## PROBLEM REQUIREMENTS
Among the lines below, list those containing the string "styles".

## INFORMATION SUPPLIED
◇ ◇ ◇

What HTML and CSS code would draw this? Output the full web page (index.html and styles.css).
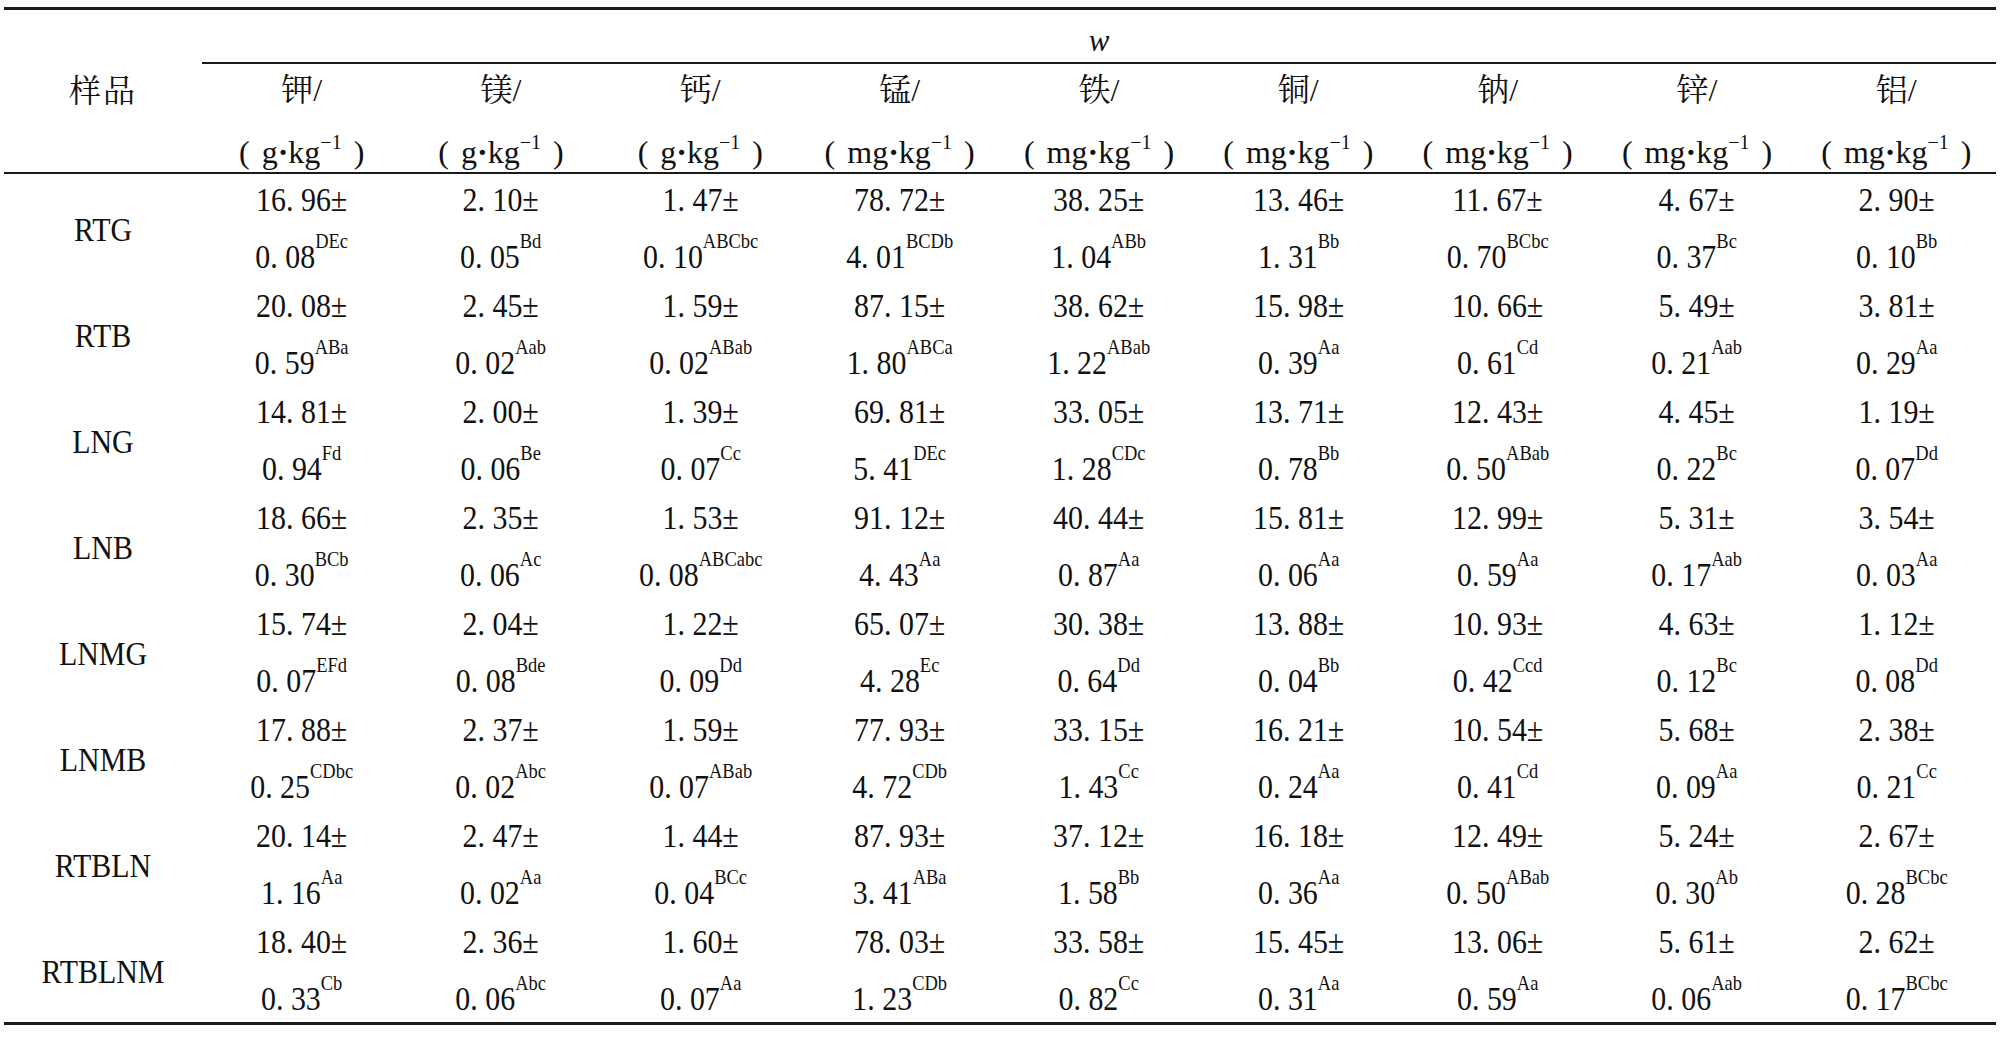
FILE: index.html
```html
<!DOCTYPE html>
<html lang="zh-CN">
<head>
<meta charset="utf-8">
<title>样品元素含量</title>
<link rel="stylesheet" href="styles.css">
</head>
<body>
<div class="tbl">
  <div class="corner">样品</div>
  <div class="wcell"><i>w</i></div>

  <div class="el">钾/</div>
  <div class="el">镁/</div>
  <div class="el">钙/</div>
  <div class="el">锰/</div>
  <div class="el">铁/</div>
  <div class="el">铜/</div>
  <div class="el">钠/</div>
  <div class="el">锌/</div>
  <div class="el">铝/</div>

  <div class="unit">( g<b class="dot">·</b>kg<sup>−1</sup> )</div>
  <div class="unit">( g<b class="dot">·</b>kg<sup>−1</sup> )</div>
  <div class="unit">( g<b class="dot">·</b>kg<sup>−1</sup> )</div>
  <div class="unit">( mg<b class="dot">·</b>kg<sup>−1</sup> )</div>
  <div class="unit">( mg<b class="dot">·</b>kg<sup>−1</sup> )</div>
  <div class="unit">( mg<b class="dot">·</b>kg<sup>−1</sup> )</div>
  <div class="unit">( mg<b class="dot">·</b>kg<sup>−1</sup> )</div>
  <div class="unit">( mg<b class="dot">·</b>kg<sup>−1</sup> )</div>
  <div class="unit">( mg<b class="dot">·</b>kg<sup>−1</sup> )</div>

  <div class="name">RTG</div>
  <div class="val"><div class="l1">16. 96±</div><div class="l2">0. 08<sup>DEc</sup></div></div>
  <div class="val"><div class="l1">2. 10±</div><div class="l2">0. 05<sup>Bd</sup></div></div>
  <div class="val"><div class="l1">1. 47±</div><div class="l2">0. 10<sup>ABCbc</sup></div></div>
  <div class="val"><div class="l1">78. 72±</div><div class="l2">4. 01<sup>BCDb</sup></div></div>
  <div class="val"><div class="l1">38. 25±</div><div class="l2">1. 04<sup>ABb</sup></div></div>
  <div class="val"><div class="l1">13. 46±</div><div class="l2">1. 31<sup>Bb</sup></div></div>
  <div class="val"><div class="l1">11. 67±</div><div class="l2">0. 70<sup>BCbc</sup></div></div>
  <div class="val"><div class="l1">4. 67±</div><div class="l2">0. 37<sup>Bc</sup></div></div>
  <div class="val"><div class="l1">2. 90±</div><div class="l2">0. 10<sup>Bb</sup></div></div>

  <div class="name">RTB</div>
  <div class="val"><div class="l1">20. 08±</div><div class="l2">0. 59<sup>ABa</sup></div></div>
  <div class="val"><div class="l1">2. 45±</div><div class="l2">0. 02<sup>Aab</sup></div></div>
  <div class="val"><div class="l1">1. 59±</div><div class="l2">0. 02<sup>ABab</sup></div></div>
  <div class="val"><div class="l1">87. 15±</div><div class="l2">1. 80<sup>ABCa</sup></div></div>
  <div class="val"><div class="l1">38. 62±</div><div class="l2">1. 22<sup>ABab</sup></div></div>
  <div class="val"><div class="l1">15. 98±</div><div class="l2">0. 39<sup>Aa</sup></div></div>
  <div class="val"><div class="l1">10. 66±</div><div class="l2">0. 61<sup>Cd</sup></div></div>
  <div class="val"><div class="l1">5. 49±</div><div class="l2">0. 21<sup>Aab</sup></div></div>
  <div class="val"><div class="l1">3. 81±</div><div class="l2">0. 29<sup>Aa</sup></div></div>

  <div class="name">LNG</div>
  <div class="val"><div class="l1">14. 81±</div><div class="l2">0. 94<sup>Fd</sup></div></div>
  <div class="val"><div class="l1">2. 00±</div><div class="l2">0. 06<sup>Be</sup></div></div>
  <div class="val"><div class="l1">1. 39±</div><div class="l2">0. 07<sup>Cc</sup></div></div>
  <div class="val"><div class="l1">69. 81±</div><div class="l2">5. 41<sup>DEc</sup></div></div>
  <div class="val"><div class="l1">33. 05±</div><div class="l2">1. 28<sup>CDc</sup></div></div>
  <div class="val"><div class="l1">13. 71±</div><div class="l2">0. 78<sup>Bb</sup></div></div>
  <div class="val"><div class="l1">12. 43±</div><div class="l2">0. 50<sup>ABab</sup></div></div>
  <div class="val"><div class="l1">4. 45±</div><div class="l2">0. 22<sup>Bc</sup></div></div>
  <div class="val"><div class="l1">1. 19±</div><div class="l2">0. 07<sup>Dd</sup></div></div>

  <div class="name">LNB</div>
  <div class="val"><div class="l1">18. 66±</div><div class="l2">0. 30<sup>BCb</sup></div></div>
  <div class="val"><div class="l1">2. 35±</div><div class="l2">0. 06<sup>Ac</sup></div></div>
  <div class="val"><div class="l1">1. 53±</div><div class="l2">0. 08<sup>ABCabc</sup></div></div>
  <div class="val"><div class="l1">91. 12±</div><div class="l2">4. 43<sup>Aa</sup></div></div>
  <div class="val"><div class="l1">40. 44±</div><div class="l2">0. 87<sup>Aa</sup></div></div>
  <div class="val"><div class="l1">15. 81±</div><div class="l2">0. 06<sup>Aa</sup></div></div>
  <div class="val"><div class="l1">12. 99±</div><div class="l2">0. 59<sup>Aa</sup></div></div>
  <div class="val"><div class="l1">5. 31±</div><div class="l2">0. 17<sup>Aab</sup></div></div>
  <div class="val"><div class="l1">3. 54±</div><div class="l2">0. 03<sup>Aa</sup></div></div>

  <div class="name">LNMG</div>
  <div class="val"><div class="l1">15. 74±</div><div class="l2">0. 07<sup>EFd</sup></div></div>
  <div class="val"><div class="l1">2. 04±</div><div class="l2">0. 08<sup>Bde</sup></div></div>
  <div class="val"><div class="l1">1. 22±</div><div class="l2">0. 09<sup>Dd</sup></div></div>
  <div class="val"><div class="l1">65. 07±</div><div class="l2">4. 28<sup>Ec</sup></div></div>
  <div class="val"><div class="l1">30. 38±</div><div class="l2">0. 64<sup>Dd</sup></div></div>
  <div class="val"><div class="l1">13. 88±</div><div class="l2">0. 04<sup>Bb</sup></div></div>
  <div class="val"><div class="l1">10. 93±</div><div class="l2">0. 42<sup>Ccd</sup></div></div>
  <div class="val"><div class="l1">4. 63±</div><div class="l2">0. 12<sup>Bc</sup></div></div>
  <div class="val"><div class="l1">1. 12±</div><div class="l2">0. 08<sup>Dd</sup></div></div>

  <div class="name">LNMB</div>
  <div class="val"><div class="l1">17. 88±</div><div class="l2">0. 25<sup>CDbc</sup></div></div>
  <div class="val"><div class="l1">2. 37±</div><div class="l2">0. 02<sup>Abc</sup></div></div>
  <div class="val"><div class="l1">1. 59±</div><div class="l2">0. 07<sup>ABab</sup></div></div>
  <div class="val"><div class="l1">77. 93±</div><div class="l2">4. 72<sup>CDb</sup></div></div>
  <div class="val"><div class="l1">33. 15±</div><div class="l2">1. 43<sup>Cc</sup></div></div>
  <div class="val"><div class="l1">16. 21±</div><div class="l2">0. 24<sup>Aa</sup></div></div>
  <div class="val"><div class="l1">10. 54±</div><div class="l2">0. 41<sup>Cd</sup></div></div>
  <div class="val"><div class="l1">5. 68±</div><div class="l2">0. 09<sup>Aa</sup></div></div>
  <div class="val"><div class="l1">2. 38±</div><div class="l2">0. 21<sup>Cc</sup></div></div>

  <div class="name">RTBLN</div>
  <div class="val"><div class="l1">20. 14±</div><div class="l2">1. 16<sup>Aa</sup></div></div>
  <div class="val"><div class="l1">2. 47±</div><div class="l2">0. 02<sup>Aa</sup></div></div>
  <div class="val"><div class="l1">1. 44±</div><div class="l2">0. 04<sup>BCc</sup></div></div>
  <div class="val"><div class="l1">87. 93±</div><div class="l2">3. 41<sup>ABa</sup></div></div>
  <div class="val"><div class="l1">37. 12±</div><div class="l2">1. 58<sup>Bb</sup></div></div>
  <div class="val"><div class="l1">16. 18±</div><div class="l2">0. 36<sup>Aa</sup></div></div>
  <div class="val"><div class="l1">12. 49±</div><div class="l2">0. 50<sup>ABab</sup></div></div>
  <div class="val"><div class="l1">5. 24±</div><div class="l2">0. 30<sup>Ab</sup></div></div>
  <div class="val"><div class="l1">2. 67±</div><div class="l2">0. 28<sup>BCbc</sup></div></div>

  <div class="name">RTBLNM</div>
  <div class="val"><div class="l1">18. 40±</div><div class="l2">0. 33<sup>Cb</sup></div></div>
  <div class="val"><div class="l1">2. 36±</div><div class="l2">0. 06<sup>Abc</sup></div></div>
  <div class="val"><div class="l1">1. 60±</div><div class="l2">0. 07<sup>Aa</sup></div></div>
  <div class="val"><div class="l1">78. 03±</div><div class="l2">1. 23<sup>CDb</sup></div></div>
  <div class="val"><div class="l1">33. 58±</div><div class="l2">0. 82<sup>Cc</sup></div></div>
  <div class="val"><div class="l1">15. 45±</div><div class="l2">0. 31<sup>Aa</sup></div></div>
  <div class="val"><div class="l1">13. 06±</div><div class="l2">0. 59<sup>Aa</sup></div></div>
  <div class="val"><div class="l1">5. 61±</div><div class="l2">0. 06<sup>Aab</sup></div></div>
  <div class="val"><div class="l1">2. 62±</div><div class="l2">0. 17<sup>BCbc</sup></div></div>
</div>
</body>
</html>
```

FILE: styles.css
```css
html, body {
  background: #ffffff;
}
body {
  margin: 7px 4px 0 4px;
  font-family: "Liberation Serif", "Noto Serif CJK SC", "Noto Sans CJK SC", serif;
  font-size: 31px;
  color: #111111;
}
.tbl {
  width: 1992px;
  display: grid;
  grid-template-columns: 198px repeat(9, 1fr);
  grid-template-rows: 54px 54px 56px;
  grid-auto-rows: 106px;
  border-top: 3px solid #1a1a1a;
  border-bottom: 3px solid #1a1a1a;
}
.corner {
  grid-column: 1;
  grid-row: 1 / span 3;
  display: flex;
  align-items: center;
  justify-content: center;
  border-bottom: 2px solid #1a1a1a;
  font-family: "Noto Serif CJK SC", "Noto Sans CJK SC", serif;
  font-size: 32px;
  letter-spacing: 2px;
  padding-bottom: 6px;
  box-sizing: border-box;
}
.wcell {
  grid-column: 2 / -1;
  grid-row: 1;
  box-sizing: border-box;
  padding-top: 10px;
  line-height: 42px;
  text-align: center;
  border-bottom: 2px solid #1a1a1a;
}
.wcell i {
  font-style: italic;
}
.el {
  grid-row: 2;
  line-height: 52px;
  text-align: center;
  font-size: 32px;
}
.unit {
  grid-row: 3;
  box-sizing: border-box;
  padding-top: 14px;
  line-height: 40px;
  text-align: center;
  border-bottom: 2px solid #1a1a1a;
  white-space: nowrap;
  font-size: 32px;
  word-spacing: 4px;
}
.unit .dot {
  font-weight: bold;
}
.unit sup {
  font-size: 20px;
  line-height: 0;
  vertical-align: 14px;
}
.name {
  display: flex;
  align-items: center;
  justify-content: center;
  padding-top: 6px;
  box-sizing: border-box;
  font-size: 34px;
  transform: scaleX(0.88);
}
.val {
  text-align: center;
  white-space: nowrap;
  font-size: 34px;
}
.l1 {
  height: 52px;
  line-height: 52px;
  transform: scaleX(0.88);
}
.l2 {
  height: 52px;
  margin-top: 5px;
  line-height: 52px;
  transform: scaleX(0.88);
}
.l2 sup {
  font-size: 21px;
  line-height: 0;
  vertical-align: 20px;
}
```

◇ ◇ ◇

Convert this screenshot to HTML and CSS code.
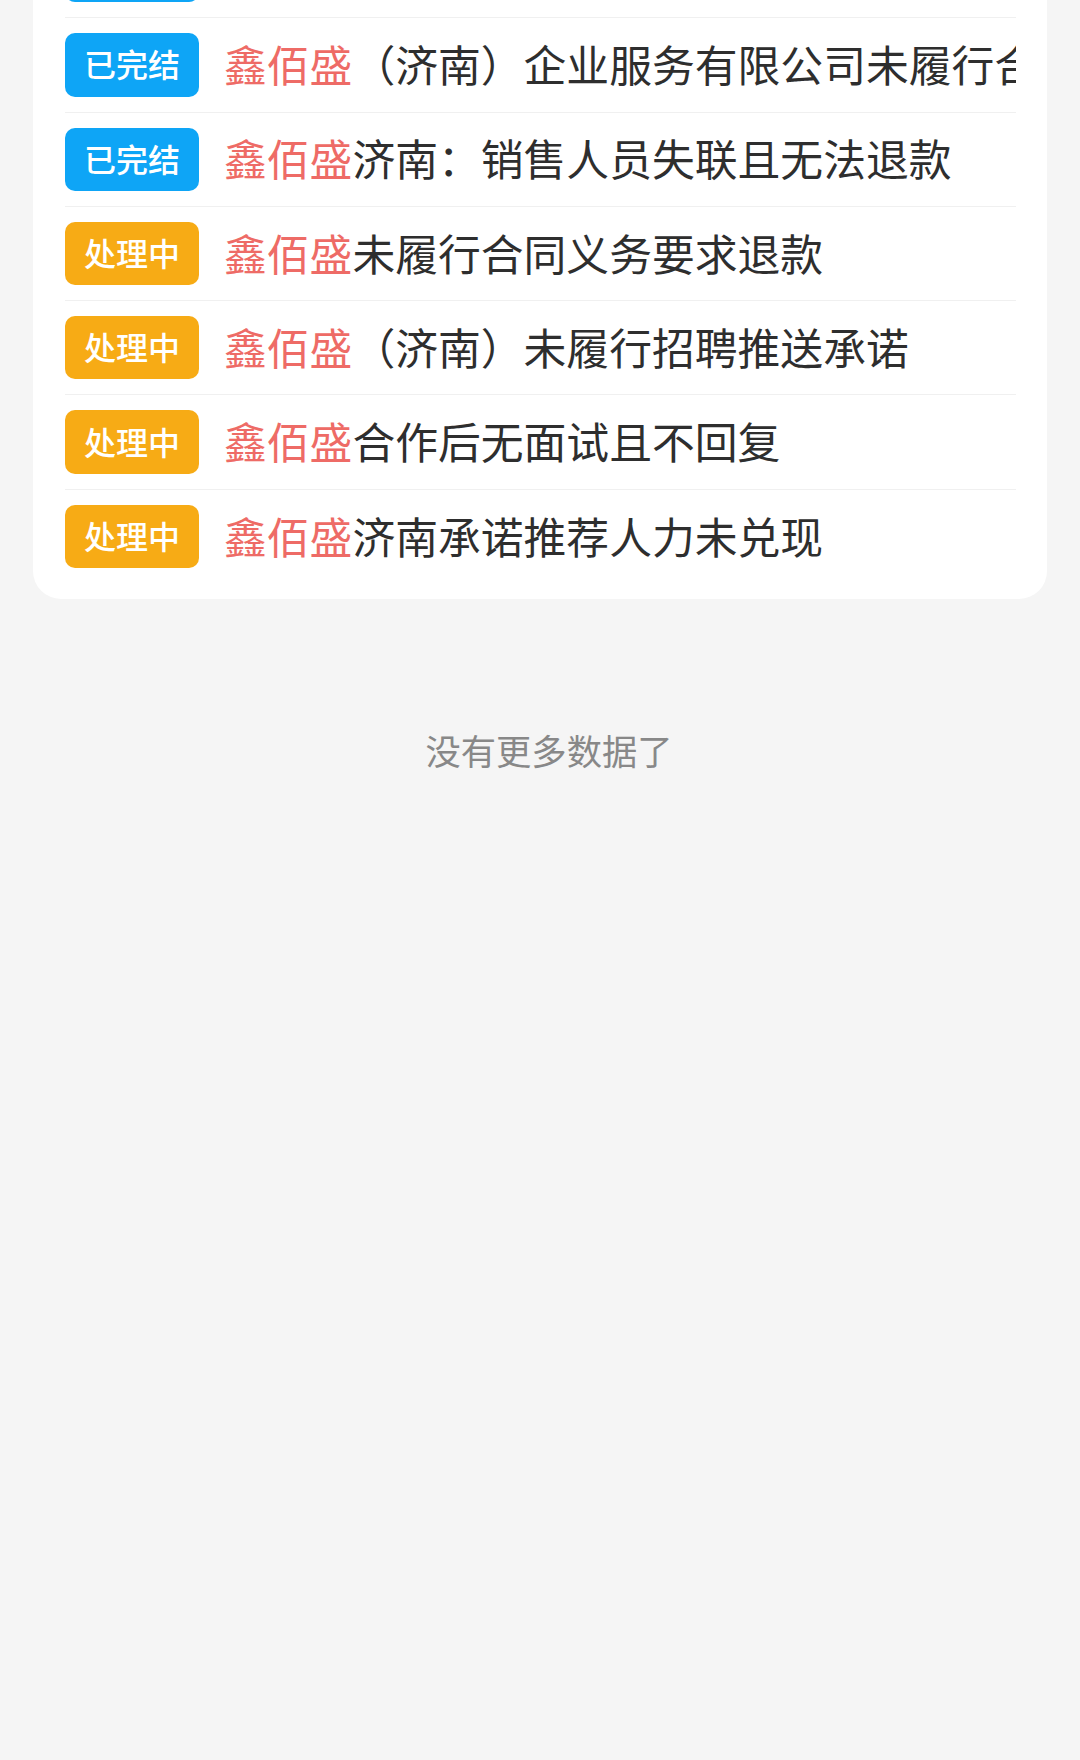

◇ ◇ ◇

## EXPECTED ANSWER
What HTML and CSS code would draw this? Output the full web page (index.html and styles.css).
<link rel="stylesheet" href="styles.css">
FILE: styles.css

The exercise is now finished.